The persistent problem that has forever challenged sailors is how to operate successfully in two interactive, often turbulent fluid mediums. The upper fluid, the air, is the drive force. The lower fluid, the water, is some six hundred times denser and serves as a flotation force and a drag force. The water holds you up by flotation, but holds you back by drag. The interface between these two fluids, the surface, is particularly complex because it is constantly agitated by surface waves, waves caused by both the wind and by the boat's own forward motion. Surface waves are a prime contributor to the speed inhibitions facing a sailboat.
How to extract forward progress from this interactive confusion is complex, because often the full force of wind and wave is directly opposed to the direction you want to go. In this case, the source of propulsion is perversely inclined to beat you back. The harder the wind blows the greater this counter force and the more agitated the supporting surface becomes. In many ways it is simpler to design an airplane or a submarine because each of those has an independent, controllable drive source, the engine, and each operates in just one fluid medium, air or water. Operating in just one medium gives you consistent characteristics. Operating in the zone where two fluid mediums interface, the surface, gives a sometimes baffling mix.
One of the first hydrodynamic rules that complicated boat design is the concept of "hull speed." Hull speed, which is numerically expressed by the formula 1.34 x the square root of the waterline describes the immutable limitation that governs the upper speed of displacement (non planing) hulls. By this rule, longer displacement hulls are always potentially faster than shorter displacement hulls. The reasons why behind this mandate are complex, but have mainly to do with the bow and stern waves that are automatically generated by any hull moving through the water. In a simplified explanation, longer hulls "stretch out" those speed stealing waves more than short hulls. No amount of extra engine power can alter these displacement hull speed limitations because the build up of bow and stern waves creates impenetrable water walls and the more power you add the more the hull just sinks into the hole between those walls created by bow waves and stern waves.
The key operative fact of this rule is that fair and slender hulls will reach "hull speed" more quickly and with less power applied than shorter or less fair hulls. Obviously there are strong, practical considerations that limit how narrow a hull can be and still retain some semblance of stability.
Planing hulls escape this hull speed formula limitation by rising up and riding over the bow wave, which quickly reduces the hull's wetted surface drag, a release resulting in higher speed and flatter wake. But obtaining this advantage requires lighter hull weight, significantly higher propulsion power and broad, flatter after hull shapes, which are much less efficient in rough seas or lower speeds. So those conditions disqualify planing hulls from practical cargo carrying use.

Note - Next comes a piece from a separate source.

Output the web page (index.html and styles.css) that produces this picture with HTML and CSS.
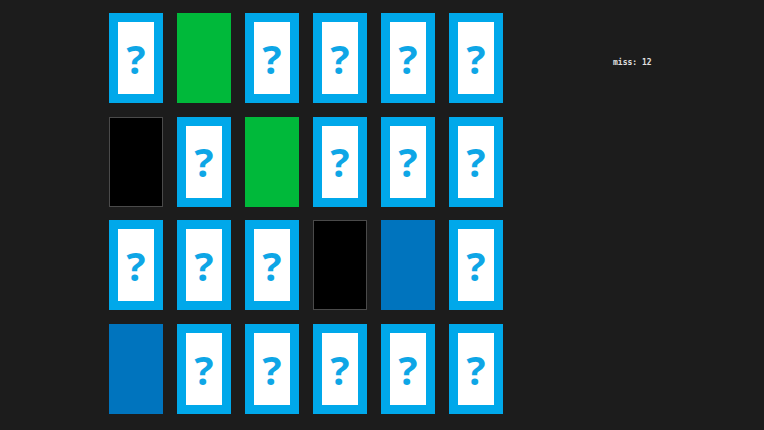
FILE: index.html
```html
<!DOCTYPE html>
<html>
<head>
<meta charset="utf-8">
<link rel="stylesheet" href="styles.css">
</head>
<body>
<div class="page">
  <div class="grid">
    <div class="card back"><span>?</span></div>
    <div class="card green"></div>
    <div class="card back"><span>?</span></div>
    <div class="card back"><span>?</span></div>
    <div class="card back"><span>?</span></div>
    <div class="card back"><span>?</span></div>

    <div class="card black"></div>
    <div class="card back"><span>?</span></div>
    <div class="card green"></div>
    <div class="card back"><span>?</span></div>
    <div class="card back"><span>?</span></div>
    <div class="card back"><span>?</span></div>

    <div class="card back"><span>?</span></div>
    <div class="card back"><span>?</span></div>
    <div class="card back"><span>?</span></div>
    <div class="card black"></div>
    <div class="card blue"></div>
    <div class="card back"><span>?</span></div>

    <div class="card blue"></div>
    <div class="card back"><span>?</span></div>
    <div class="card back"><span>?</span></div>
    <div class="card back"><span>?</span></div>
    <div class="card back"><span>?</span></div>
    <div class="card back"><span>?</span></div>
  </div>
  <div class="miss">miss: 12</div>
</div>
</body>
</html>
```
FILE: styles.css
```css
html, body {
  margin: 0;
  padding: 0;
  background: #1c1c1c;
  width: 764px;
  height: 430px;
  overflow: hidden;
}
.page {
  display: flex;
  align-items: flex-start;
  padding: 13px 0 0 109px;
}
.grid {
  display: grid;
  grid-template-columns: repeat(6, 54px);
  grid-auto-rows: 90px;
  column-gap: 14px;
  row-gap: 13.7px;
}
.card {
  box-sizing: border-box;
  width: 54px;
  height: 90px;
}
.back {
  border: 9px solid #00a8ea;
  background: #ffffff;
  display: flex;
  align-items: center;
  justify-content: center;
}
.back span {
  font-family: "Open Sans", "DejaVu Sans", sans-serif;
  font-weight: 700;
  font-size: 40px;
  line-height: 1;
  color: #0ea6e6;
  margin-top: 1px;
}
.green { background: #00b93a; }
.blue { background: #0074be; }
.black { background: #000; border: 1px solid #4a4a4a; }
.miss {
  margin: 45px 0 0 110px;
  font-family: "DejaVu Sans Mono", monospace;
  font-weight: 700;
  font-size: 8px;
  color: #e0e0e0;
  white-space: pre;
}
```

Multihulls can also escape the "hull speed" formulaic limitation by gaining stability through the conjoined use of two or three slender hulls whose slenderness would be prohibitively unstable in single hull configuration. But this multihull speed advantage requires wide beam, light weight and connecting bridge height sufficient to be free of wave slamming. Nonetheless, by their narrowness multihulls can avoid the "hull speed" trap and this allows them to be inherently faster then displacement hulls of similar length.